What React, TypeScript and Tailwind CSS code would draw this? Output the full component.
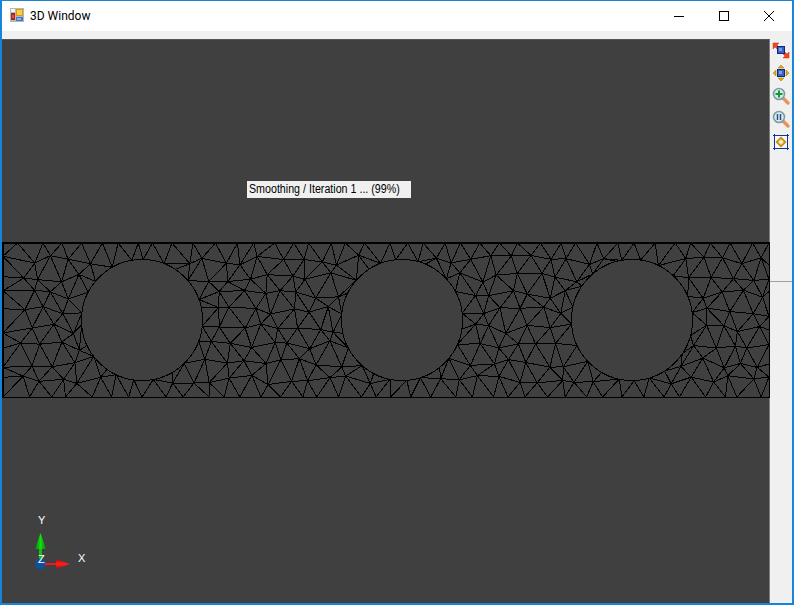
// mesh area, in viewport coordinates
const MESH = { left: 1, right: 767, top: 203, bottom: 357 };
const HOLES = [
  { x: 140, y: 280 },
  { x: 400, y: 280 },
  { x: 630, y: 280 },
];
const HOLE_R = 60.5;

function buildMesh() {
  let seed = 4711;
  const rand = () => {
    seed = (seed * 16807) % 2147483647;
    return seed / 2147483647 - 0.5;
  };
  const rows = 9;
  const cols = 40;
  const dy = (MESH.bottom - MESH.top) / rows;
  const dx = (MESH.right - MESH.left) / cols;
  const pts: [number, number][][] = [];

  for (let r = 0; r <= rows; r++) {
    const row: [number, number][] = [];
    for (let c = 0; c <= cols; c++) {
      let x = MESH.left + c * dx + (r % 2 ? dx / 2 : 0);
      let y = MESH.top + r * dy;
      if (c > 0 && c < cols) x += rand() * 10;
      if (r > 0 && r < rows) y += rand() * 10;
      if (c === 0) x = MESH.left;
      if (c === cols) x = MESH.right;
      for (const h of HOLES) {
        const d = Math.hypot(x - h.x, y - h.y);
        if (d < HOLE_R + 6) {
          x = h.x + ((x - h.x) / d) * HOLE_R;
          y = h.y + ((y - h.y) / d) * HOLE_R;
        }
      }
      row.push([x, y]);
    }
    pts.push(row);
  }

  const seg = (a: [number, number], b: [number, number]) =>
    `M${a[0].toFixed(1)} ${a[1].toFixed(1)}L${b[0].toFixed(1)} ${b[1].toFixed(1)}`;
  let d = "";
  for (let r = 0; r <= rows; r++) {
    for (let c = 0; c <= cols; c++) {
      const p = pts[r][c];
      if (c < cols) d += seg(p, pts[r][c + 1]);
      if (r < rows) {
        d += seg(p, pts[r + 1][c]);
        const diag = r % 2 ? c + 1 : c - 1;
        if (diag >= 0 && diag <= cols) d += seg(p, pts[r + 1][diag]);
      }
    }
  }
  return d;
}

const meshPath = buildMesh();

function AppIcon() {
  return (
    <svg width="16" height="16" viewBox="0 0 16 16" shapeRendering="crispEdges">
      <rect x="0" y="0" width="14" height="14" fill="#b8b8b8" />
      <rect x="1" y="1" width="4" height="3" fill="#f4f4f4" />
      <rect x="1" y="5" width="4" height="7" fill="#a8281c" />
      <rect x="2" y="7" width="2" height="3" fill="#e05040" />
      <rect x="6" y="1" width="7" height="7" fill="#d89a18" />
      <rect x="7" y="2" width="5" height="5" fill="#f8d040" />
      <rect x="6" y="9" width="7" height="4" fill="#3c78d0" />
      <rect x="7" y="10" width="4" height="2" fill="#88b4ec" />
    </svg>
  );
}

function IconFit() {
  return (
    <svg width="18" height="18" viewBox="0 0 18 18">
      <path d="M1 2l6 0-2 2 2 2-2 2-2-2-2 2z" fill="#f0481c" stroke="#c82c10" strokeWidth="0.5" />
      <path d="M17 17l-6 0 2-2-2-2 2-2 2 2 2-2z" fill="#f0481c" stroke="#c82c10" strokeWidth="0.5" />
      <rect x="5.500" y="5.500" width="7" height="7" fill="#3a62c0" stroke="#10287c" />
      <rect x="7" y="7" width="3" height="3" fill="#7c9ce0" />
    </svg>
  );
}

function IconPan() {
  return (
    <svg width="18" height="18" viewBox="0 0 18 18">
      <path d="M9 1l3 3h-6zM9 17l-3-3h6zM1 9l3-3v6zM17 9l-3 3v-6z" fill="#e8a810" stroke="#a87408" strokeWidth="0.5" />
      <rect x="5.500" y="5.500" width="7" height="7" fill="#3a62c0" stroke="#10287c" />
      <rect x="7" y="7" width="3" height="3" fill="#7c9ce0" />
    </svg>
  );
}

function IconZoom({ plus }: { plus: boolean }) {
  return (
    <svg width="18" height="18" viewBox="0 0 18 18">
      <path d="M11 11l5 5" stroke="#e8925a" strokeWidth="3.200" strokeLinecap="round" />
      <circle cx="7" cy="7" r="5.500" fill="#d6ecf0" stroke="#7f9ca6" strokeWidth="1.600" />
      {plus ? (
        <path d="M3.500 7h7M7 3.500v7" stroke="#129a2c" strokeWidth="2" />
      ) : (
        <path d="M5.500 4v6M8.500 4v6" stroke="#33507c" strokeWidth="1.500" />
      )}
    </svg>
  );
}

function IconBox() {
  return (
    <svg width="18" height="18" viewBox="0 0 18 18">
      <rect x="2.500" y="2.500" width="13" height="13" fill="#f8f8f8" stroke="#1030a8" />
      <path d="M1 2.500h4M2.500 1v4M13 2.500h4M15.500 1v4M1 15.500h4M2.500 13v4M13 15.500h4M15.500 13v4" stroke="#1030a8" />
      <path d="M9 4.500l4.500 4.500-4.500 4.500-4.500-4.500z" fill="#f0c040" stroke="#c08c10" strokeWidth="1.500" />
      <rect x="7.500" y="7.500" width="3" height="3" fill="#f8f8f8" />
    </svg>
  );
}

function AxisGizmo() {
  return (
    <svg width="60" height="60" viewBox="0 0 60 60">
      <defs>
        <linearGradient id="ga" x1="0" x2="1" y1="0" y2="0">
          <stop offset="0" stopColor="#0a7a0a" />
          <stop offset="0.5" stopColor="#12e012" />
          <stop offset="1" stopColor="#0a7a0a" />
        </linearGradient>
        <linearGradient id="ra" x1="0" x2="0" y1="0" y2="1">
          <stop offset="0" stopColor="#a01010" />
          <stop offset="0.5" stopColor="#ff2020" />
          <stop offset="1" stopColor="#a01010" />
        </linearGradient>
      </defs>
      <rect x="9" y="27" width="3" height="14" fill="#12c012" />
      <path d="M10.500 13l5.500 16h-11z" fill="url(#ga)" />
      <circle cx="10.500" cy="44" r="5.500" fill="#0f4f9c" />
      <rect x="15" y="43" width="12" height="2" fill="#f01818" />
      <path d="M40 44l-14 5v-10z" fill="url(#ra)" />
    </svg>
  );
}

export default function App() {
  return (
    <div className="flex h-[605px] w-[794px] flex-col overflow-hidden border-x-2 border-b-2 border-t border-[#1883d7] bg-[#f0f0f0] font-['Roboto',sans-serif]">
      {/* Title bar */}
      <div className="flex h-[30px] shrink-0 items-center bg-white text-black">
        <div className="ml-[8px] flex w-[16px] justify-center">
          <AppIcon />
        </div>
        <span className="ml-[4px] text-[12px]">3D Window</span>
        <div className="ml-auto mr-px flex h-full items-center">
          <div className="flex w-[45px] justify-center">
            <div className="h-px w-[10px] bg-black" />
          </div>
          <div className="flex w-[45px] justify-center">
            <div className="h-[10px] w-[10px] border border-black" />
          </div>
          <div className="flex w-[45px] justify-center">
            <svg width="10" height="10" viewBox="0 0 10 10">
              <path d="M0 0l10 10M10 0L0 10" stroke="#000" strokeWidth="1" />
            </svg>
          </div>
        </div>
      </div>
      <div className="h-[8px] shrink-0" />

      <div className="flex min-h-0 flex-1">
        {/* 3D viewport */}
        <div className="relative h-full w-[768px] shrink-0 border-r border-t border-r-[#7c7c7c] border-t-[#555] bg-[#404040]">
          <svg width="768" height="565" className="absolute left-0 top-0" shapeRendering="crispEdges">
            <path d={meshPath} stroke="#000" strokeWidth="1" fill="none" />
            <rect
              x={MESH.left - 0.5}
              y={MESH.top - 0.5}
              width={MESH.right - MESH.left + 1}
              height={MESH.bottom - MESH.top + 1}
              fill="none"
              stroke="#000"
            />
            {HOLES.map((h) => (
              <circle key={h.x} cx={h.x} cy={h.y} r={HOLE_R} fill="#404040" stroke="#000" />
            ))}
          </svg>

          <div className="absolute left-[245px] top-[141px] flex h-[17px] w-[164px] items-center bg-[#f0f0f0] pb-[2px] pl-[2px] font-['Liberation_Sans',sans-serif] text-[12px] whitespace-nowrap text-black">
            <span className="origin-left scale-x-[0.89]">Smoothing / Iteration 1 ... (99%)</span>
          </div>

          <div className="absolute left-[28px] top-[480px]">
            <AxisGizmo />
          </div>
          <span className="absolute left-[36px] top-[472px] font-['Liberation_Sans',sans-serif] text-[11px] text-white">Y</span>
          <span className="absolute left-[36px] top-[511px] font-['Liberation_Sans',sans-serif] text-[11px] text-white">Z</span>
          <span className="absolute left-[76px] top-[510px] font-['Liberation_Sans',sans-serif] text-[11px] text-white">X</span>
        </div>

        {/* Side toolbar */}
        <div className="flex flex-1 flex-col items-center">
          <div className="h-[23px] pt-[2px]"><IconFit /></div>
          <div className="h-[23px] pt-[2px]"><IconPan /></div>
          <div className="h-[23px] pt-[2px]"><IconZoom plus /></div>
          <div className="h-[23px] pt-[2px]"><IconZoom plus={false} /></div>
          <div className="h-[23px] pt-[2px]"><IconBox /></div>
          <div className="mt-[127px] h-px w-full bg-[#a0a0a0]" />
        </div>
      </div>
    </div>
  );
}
────
What is required
Restate only the lines running from the start of the material above through the line containing "const HOLE_R = 60.5;", ends included. No pictures.

Full answer
What React, TypeScript and Tailwind CSS code would draw this? Output the full component.
// mesh area, in viewport coordinates
const MESH = { left: 1, right: 767, top: 203, bottom: 357 };
const HOLES = [
  { x: 140, y: 280 },
  { x: 400, y: 280 },
  { x: 630, y: 280 },
];
const HOLE_R = 60.5;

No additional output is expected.